**Do this**
Collect all lines below with the string "React".

**Source excerpt**
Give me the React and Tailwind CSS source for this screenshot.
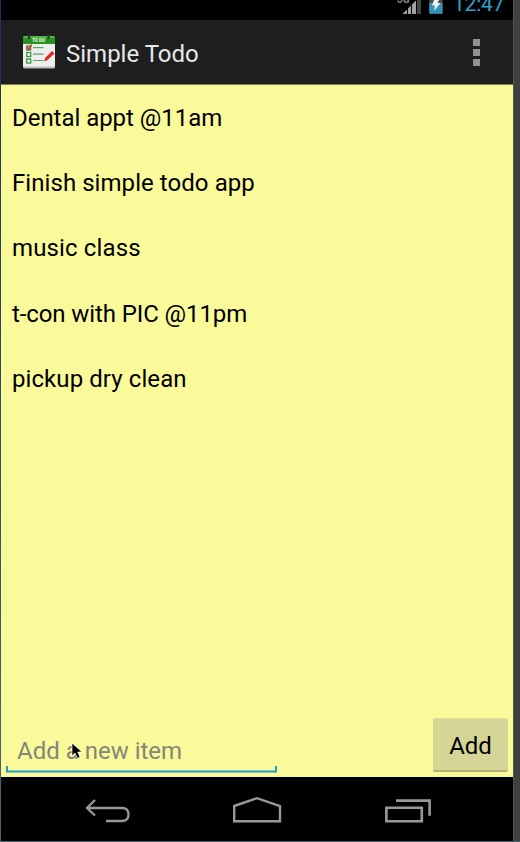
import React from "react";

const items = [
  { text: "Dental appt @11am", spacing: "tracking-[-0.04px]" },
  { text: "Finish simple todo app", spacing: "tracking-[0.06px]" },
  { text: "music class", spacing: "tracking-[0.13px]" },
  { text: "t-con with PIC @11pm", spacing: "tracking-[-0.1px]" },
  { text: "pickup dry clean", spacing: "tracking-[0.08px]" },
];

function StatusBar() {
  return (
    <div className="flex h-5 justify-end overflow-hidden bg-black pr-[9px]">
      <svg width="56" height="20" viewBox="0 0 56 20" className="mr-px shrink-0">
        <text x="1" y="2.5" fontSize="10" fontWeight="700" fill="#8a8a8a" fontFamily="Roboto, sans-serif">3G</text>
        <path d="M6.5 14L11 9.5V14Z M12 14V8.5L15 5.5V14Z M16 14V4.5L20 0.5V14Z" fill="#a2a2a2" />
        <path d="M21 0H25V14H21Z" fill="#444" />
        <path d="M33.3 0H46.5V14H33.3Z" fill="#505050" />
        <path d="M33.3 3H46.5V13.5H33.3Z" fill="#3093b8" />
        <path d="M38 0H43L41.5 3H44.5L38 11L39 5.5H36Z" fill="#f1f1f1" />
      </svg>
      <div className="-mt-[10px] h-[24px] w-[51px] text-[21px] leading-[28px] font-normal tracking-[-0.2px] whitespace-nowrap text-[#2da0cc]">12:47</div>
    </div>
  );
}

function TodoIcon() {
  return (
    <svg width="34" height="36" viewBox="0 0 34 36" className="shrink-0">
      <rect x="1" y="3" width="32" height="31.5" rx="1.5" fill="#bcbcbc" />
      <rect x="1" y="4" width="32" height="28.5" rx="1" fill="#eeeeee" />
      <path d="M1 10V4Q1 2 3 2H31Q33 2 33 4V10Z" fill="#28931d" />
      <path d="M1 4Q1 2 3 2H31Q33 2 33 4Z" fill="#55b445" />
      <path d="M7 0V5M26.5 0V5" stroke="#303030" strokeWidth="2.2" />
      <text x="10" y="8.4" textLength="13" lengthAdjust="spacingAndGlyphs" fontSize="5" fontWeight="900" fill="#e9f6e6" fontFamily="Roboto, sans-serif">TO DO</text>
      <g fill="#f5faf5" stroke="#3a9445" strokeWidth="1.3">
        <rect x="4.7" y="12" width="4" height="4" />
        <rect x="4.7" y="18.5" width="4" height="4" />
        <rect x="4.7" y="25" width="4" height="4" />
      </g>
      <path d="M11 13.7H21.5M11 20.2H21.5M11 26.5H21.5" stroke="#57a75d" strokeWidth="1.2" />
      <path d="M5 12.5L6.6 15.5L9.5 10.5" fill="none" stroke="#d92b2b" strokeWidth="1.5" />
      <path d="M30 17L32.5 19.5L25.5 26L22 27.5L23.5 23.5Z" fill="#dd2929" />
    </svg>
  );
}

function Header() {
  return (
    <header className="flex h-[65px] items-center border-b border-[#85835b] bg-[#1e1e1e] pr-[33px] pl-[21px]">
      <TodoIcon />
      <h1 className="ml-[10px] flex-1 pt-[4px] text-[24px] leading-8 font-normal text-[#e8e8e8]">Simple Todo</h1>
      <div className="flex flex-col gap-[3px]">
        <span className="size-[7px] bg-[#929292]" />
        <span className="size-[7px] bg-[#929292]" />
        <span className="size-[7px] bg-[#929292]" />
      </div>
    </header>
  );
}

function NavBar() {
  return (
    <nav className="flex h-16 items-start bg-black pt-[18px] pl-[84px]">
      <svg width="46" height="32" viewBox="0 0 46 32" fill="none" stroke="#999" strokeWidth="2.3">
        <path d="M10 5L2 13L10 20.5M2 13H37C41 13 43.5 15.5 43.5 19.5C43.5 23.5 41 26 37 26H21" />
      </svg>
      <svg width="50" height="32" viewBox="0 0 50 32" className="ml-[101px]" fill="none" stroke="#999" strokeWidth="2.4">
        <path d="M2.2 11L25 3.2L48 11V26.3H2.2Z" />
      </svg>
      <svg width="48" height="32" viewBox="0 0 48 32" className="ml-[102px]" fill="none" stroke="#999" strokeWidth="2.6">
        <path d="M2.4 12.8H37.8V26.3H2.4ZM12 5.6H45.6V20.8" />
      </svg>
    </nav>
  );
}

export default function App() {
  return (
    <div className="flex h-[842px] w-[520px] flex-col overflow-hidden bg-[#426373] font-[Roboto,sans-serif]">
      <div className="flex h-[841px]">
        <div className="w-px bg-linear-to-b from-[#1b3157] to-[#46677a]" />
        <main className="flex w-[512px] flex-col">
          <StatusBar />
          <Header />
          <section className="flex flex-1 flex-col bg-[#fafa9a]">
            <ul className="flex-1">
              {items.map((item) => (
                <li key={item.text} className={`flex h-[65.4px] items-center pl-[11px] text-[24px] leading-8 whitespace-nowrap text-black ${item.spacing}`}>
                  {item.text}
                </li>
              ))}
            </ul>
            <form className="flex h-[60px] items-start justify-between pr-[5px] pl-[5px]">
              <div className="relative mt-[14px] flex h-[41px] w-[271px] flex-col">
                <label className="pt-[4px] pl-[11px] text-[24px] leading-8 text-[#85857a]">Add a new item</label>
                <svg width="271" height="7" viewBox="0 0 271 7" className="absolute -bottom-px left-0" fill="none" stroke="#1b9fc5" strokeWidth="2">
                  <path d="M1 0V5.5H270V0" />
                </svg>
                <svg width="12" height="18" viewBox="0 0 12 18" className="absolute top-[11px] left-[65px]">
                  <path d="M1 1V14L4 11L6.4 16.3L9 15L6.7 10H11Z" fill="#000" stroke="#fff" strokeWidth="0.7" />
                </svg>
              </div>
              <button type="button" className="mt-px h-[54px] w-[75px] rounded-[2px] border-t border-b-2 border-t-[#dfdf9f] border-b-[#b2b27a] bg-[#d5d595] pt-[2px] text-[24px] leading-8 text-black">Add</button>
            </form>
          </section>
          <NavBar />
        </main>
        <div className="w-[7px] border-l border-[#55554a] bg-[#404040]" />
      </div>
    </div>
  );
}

**Exercise response**
Give me the React and Tailwind CSS source for this screenshot.
import React from "react";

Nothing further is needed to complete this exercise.